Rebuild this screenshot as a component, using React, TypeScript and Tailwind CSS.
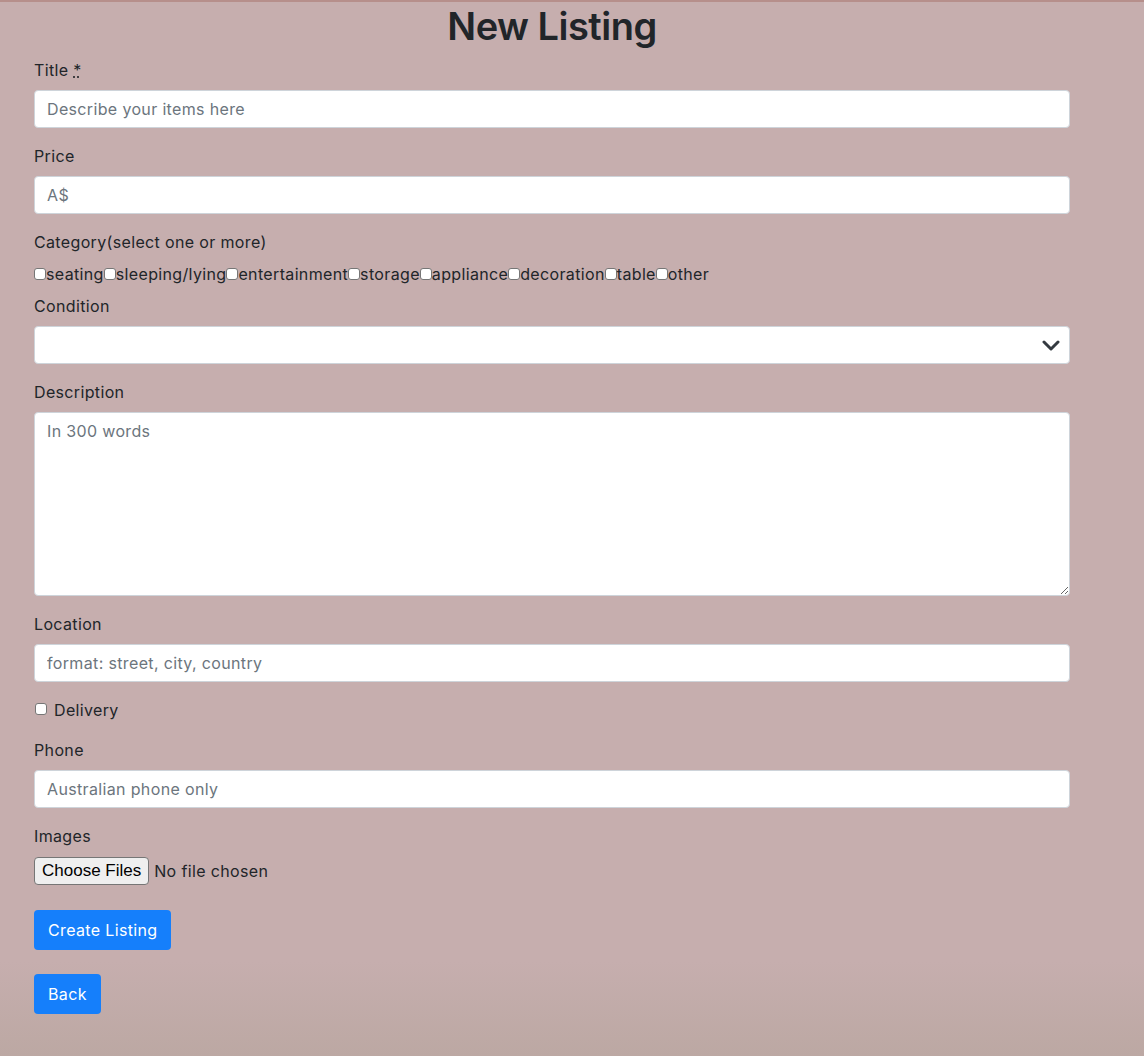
import { useState } from 'react'

// categorias del listado
const categories = [
  'seating',
  'sleeping/lying',
  'entertainment',
  'storage',
  'appliance',
  'decoration',
  'table',
  'other'
]

function Field({ label, children, className = 'mb-4' }: { label: React.ReactNode; children: React.ReactNode; className?: string }) {
  return (
    <div className={className}>
      <label className="block mb-2 leading-6">{label}</label>
      {children}
    </div>
  )
}

const inputClass =
  'block w-full h-[38px] px-3 bg-white border border-[#ced4da] rounded-[4px] text-base tracking-[0.35px] text-[#495057] placeholder:text-[#6c757d] outline-none'

const boxClass =
  'appearance-none m-0 w-3 h-3 shrink-0 bg-white border-[1.5px] border-[#767676] rounded-[3px]'

export default function App() {
  const [checked, setChecked] = useState<string[]>([])

  function toggle(cat: string) {
    setChecked(checked.includes(cat) ? checked.filter((c) => c !== cat) : [...checked, cat])
  }

  return (
    <div
      className="min-h-screen border-t-2 border-[#b68f8b] bg-[linear-gradient(to_bottom,#c6aeae_0%,#c6aeae_91%,#bca8a3_100%)] text-[#212529] text-base tracking-[0.35px]"
      style={{ fontFamily: 'Inter, "Liberation Sans", sans-serif' }}
    >
      <div className="w-[1036px] ml-[34px] pb-[40px]">
        <h1 className="text-[38px] leading-[48px] font-semibold text-center mb-2 tracking-[-0.5px]">New Listing</h1>

        <Field
          label={
            <>
              Title{' '}
              <abbr title="required" className="underline decoration-dotted">
                *
              </abbr>
            </>
          }
        >
          <input className={inputClass} placeholder="Describe your items here" />
        </Field>

        <Field label="Price">
          <input className={inputClass} placeholder="A$" />
        </Field>

        <Field label="Category(select one or more)" className="mb-2">
          <div className="flex items-center h-6">
            {categories.map((cat) => (
              <label key={cat} className="flex items-center">
                <input
                  type="checkbox"
                  className={boxClass}
                  checked={checked.includes(cat)}
                  onChange={() => toggle(cat)}
                />
                <span>{cat}</span>
              </label>
            ))}
          </div>
        </Field>

        <Field label="Condition">
          <div className="relative">
            <select className={inputClass + ' appearance-none'} defaultValue="">
              <option value=""></option>
              <option>New</option>
              <option>Used - like new</option>
              <option>Used - good</option>
              <option>Used - fair</option>
            </select>
            <svg
              className="absolute right-[10px] top-[14px] pointer-events-none"
              width="18"
              height="11"
              viewBox="0 0 18 11"
            >
              <path d="M2 2l7 7 7-7" fill="none" stroke="#343a40" strokeWidth="3" strokeLinecap="round" strokeLinejoin="round" />
            </svg>
          </div>
        </Field>

        <Field label="Description">
          <textarea
            className="block w-full h-[184px] px-3 py-[6px] bg-white border border-[#ced4da] rounded-[4px] text-base leading-6 tracking-[0.35px] placeholder:text-[#6c757d] outline-none"
            placeholder="In 300 words"
          />
        </Field>

        <Field label="Location">
          <input className={inputClass} placeholder="format: street, city, country" />
        </Field>

        <div className="mb-4 flex h-6 leading-6">
          <input type="checkbox" className={boxClass + ' mt-[5px] ml-[1px]'} />
          <label className="ml-[7px]">Delivery</label>
        </div>

        <Field label="Phone">
          <input className={inputClass} placeholder="Australian phone only" />
        </Field>

        <Field label="Images" className="mb-6">
          <div className="flex items-center h-[30px]">
            <span
              className="h-[28px] px-[7px] flex items-center bg-[#efefef] border-[1.5px] border-[#767676] rounded-[4px] text-black tracking-normal"
              style={{ fontFamily: '"Liberation Sans", Arial, sans-serif', fontSize: '17px' }}
            >
              Choose Files
            </span>
            <span className="ml-[5px] text-[#212529]">No file chosen</span>
          </div>
        </Field>

        <button className="block h-10 px-[14px] bg-[#157ffb] text-white rounded-[4px] mb-6">Create Listing</button>
        <button className="block h-10 px-[14px] bg-[#157ffb] text-white rounded-[4px]">Back</button>
      </div>
    </div>
  )
}
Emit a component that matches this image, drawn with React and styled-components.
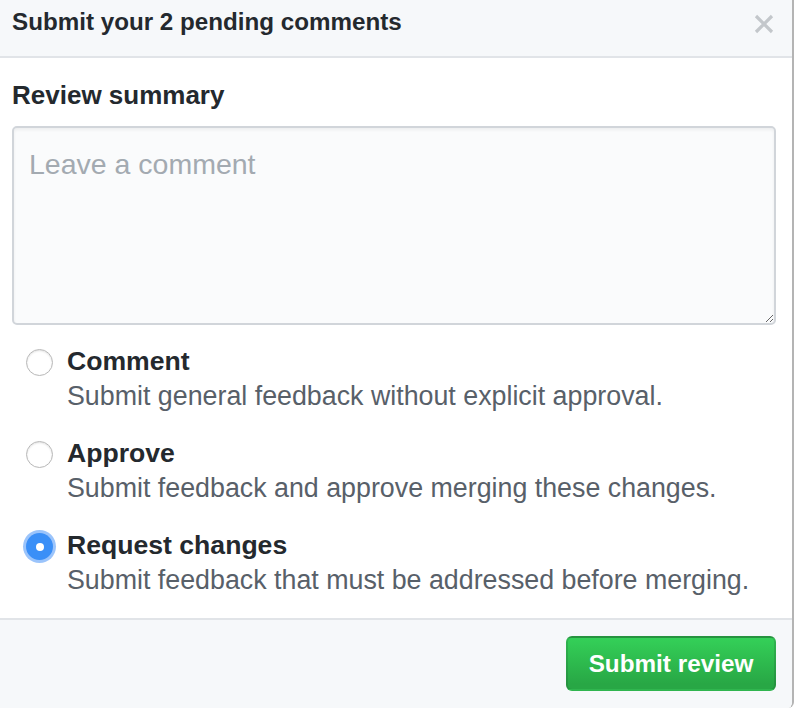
import React, { useState } from "react";
import styled, { createGlobalStyle } from "styled-components";

const GlobalStyle = createGlobalStyle`
  body {
    margin: 0;
    background: #ffffff;
    font-family: "Liberation Sans", Arial, sans-serif;
    color: #24292e;
  }
`;

const Panel = styled.div`
  width: 794px;
  height: 708px;
  box-sizing: border-box;
  border-right: 2px solid #b4b4b4;
  border-bottom-right-radius: 6px;
  display: flex;
  flex-direction: column;
  overflow: hidden;
`;

const Header = styled.div`
  height: 58px;
  box-sizing: border-box;
  flex-shrink: 0;
  display: flex;
  align-items: flex-start;
  justify-content: space-between;
  padding: 8px 18px 0 12px;
  background: #f6f8fa;
  border-bottom: 2px solid #e1e4e8;
`;

const Title = styled.h1`
  margin: 0;
  font-size: 24.2px;
  line-height: 28px;
  font-weight: 700;
  color: #24292e;
`;

const CloseButton = styled.button`
  border: 0;
  background: none;
  padding: 0;
  margin-top: 6px;
  display: flex;
  color: #c3c7cb;
  cursor: pointer;
`;

const Body = styled.div`
  flex: 1;
  padding: 22px 16px 0 12px;
`;

const SectionTitle = styled.h2`
  margin: 0 0 16px;
  font-size: 26px;
  font-weight: 700;
  line-height: 30px;
`;

const CommentBox = styled.textarea`
  display: block;
  box-sizing: border-box;
  width: 764px;
  height: 199px;
  padding: 20px 15px;
  border: 2px solid #d1d5da;
  border-radius: 5px;
  background: #fafbfc;
  box-shadow: inset 0 2px 3px rgba(27, 31, 35, 0.06);
  font-family: "Liberation Sans", Arial, sans-serif;
  font-size: 28.5px;
  color: #24292e;
  resize: vertical;
  outline: none;

  &::placeholder {
    color: #a3aab1;
  }
`;

const Options = styled.div`
  display: flex;
  flex-direction: column;
  gap: 22px;
  padding: 19px 0 0 14px;
`;

const Option = styled.label`
  display: grid;
  grid-template-columns: 27px 1fr;
  column-gap: 14px;
  cursor: pointer;
`;

const Radio = styled.span`
  width: 27px;
  height: 27px;
  margin-top: 5px;
  box-sizing: border-box;
  border-radius: 50%;
  display: flex;
  align-items: center;
  justify-content: center;
  background: ${(p) => (p.checked ? "#3a8ff7" : "#fff")};
  border: ${(p) => (p.checked ? "none" : "1.5px solid #b8b8b8")};
  box-shadow: ${(p) =>
    p.checked
      ? "0 0 0 3px rgba(101, 164, 249, 0.65)"
      : "inset 0 1px 2px rgba(0,0,0,0.12)"};

  &::after {
    content: "";
    display: ${(p) => (p.checked ? "block" : "none")};
    width: 8px;
    height: 8px;
    border-radius: 50%;
    background: #fff;
  }
`;

const OptionText = styled.div`
  display: flex;
  flex-direction: column;
`;

const OptionLabel = styled.span`
  font-size: 26.6px;
  font-weight: 700;
  line-height: 35px;
  color: #24292e;
`;

const OptionNote = styled.span`
  font-size: 26.8px;
  line-height: 35px;
  color: #586069;
`;

const Footer = styled.div`
  height: 90px;
  flex-shrink: 0;
  box-sizing: border-box;
  display: flex;
  justify-content: flex-end;
  align-items: flex-start;
  padding: 16px 16px 0;
  background: #f6f8fa;
  border-top: 2px solid #e1e4e8;
`;

const SubmitButton = styled.button`
  width: 210px;
  height: 55px;
  border: 2px solid rgba(27, 31, 35, 0.15);
  border-radius: 6px;
  background: linear-gradient(#34d058, #28a745 90%);
  color: #fff;
  font-family: "Liberation Sans", Arial, sans-serif;
  font-size: 24.3px;
  font-weight: 700;
  cursor: pointer;
`;

const choices = [
  {
    id: "comment",
    label: "Comment",
    note: "Submit general feedback without explicit approval.",
  },
  {
    id: "approve",
    label: "Approve",
    note: "Submit feedback and approve merging these changes.",
  },
  {
    id: "reject",
    label: "Request changes",
    note: "Submit feedback that must be addressed before merging.",
  },
];

export default function App() {
  const [selected, setSelected] = useState("reject");

  return (
    <>
      <GlobalStyle />
      <Panel>
        <Header>
          <Title>Submit your 2 pending comments</Title>
          <CloseButton aria-label="Close">
            <svg width="20" height="20" viewBox="0 0 20 20">
              <path
                d="M2 2 L18 18 M18 2 L2 18"
                stroke="currentColor"
                strokeWidth="3.2"
              />
            </svg>
          </CloseButton>
        </Header>
        <Body>
          <SectionTitle>Review summary</SectionTitle>
          <CommentBox placeholder="Leave a comment" />
          <Options>
            {choices.map((c) => (
              <Option key={c.id} onClick={() => setSelected(c.id)}>
                <Radio checked={selected === c.id} />
                <OptionText>
                  <OptionLabel>{c.label}</OptionLabel>
                  <OptionNote>{c.note}</OptionNote>
                </OptionText>
              </Option>
            ))}
          </Options>
        </Body>
        <Footer>
          <SubmitButton>Submit review</SubmitButton>
        </Footer>
      </Panel>
    </>
  );
}
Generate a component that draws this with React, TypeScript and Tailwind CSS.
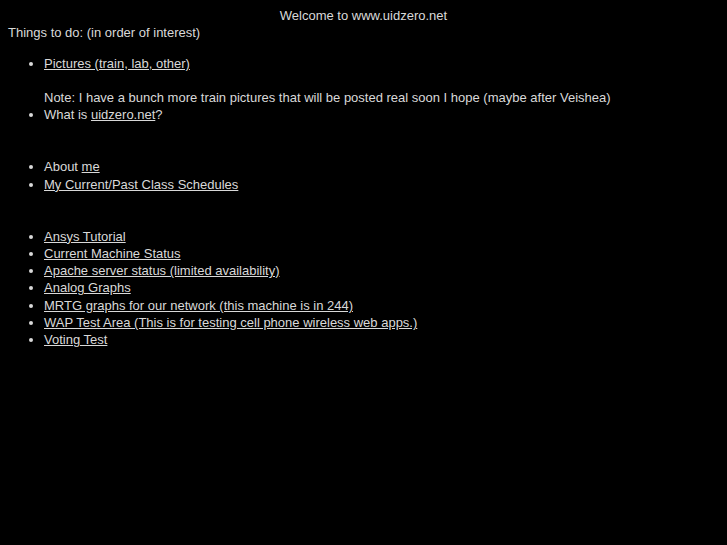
export default function App() {
  const tools = [
    "Ansys Tutorial",
    "Current Machine Status",
    "Apache server status (limited availability)",
    "Analog Graphs",
    "MRTG graphs for our network (this machine is in 244)",
    "WAP Test Area (This is for testing cell phone wireless web apps.)",
    "Voting Test",
  ];

  return (
    <div className="min-h-[545px] bg-black px-2 pt-[7px] pb-2 font-['Liberation_Sans',Arial,sans-serif] text-[13px] leading-[17.3px] text-[#d9d9d9]">
      <p className="text-center">Welcome to www.uidzero.net</p>
      <p>Things to do: (in order of interest)</p>

      <ul className="my-[13px] list-disc pl-9">
        <li>
          <a href="#" className="underline">Pictures (train, lab, other)</a>
          <br />
          <br />
          Note: I have a bunch more train pictures that will be posted real soon I hope (maybe after Veishea)
        </li>
        <li>
          What is <a href="#" className="underline">uidzero.net</a>?
          <br />
          <br />
          <br />
        </li>
        <li>
          About <a href="#" className="underline">me</a>
        </li>
        <li>
          <a href="#" className="underline">My Current/Past Class Schedules</a>
          <br />
          <br />
          <br />
        </li>
        {tools.map((t) => (
          <li key={t}>
            <a href="#" className="underline">{t}</a>
          </li>
        ))}
      </ul>
    </div>
  );
}
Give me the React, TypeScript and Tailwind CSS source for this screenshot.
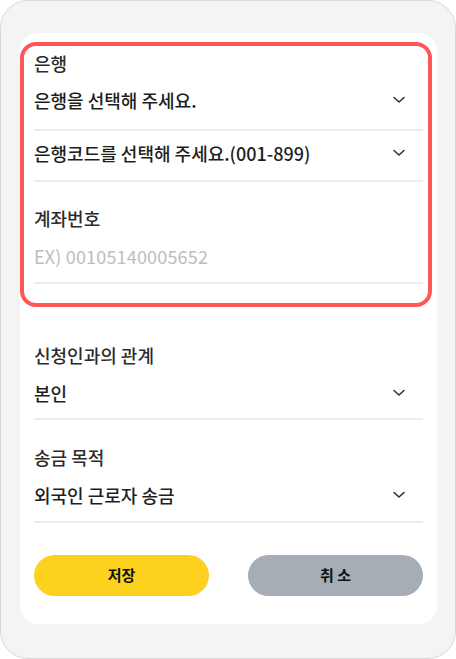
import React from "react";

const FONT = { fontFamily: '"Noto Sans CJK KR", "Noto Sans", sans-serif' };

function Chevron() {
  return (
    <svg width="14" height="8" viewBox="0 0 14 8" fill="none" className="mr-[17px] shrink-0">
      <path d="M2 1.5 L7 6 L12 1.5" stroke="#2a2a2a" strokeWidth="1.5" strokeLinecap="round" strokeLinejoin="round" />
    </svg>
  );
}

function Divider({ className = "" }: { className?: string }) {
  return <div className={`h-[2px] bg-[#ececec] ${className}`} />;
}

function Label({ children, className = "" }: { children: React.ReactNode; className?: string }) {
  return <p className={`text-[18px] leading-[24px] font-medium text-[#2c2c2c] ${className}`}>{children}</p>;
}

function SelectRow({ text, className = "" }: { text: string; className?: string }) {
  return (
    <div className={`flex items-center justify-between h-[24px] ${className}`}>
      <span className="text-[18px] leading-[24px] font-medium text-[#1e1e1e]">{text}</span>
      <Chevron />
    </div>
  );
}

export default function App() {
  return (
    <div style={FONT} className="w-[456px] h-[659px] bg-[#f4f4f4] border border-[#d8d8d8] rounded-[28px] pl-[19px] pr-[18px] pt-[32px]">
      <div className="bg-white rounded-[18px] pt-[9px] pb-[28px] px-[14px]">
        {/* highlighted bank block */}
        <div className="-ml-[14px] -mr-[9px] border-4 border-[#ff5757] rounded-[16px] pl-[10px] pr-[5px] pt-[5px] pb-[19px]">
          <Label>은행</Label>
          <SelectRow text="은행을 선택해 주세요." className="mt-[13px]" />
          <Divider className="mt-[17px]" />
          <SelectRow text="은행코드를 선택해 주세요.(001-899)" className="mt-[10px]" />
          <Divider className="mt-[15px]" />
          <Label className="mt-[24px]">계좌번호</Label>
          <input
            type="text"
            placeholder="EX) 00105140005652"
            className="mt-[14px] block w-full h-[24px] text-[18px] leading-[24px] tracking-[0.01em] outline-none placeholder:text-[#bdbdbd] bg-transparent"
          />
          <Divider className="mt-[14px]" />
        </div>

        <Label className="mt-[36px]">신청인과의 관계</Label>
        <SelectRow text="본인" className="mt-[14px]" />
        <Divider className="mt-[13px]" />

        <Label className="mt-[25px]">송금 목적</Label>
        <SelectRow text="외국인 근로자 송금" className="mt-[14px]" />
        <Divider className="mt-[14px]" />

        <div className="grid grid-cols-2 gap-[39px] mt-[32px]">
          <button className="h-[41px] rounded-full bg-[#fdd21f] text-[15px] font-bold text-[#111]">저장</button>
          <button className="h-[41px] rounded-full bg-[#a6adb4] text-[15px] font-bold text-[#111]">취 소</button>
        </div>
      </div>
    </div>
  );
}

◆ ◆ ◆ ◆ ◆ ◆ ◆

What this task involves — Starting at the line that contains "Generate a component" and stopping after the line that contains "<p>Things to do: (in", copy every line exactly. Leave any pictures behind.

Output below —
Generate a component that draws this with React, TypeScript and Tailwind CSS.
export default function App() {
  const tools = [
    "Ansys Tutorial",
    "Current Machine Status",
    "Apache server status (limited availability)",
    "Analog Graphs",
    "MRTG graphs for our network (this machine is in 244)",
    "WAP Test Area (This is for testing cell phone wireless web apps.)",
    "Voting Test",
  ];

  return (
    <div className="min-h-[545px] bg-black px-2 pt-[7px] pb-2 font-['Liberation_Sans',Arial,sans-serif] text-[13px] leading-[17.3px] text-[#d9d9d9]">
      <p className="text-center">Welcome to www.uidzero.net</p>
      <p>Things to do: (in order of interest)</p>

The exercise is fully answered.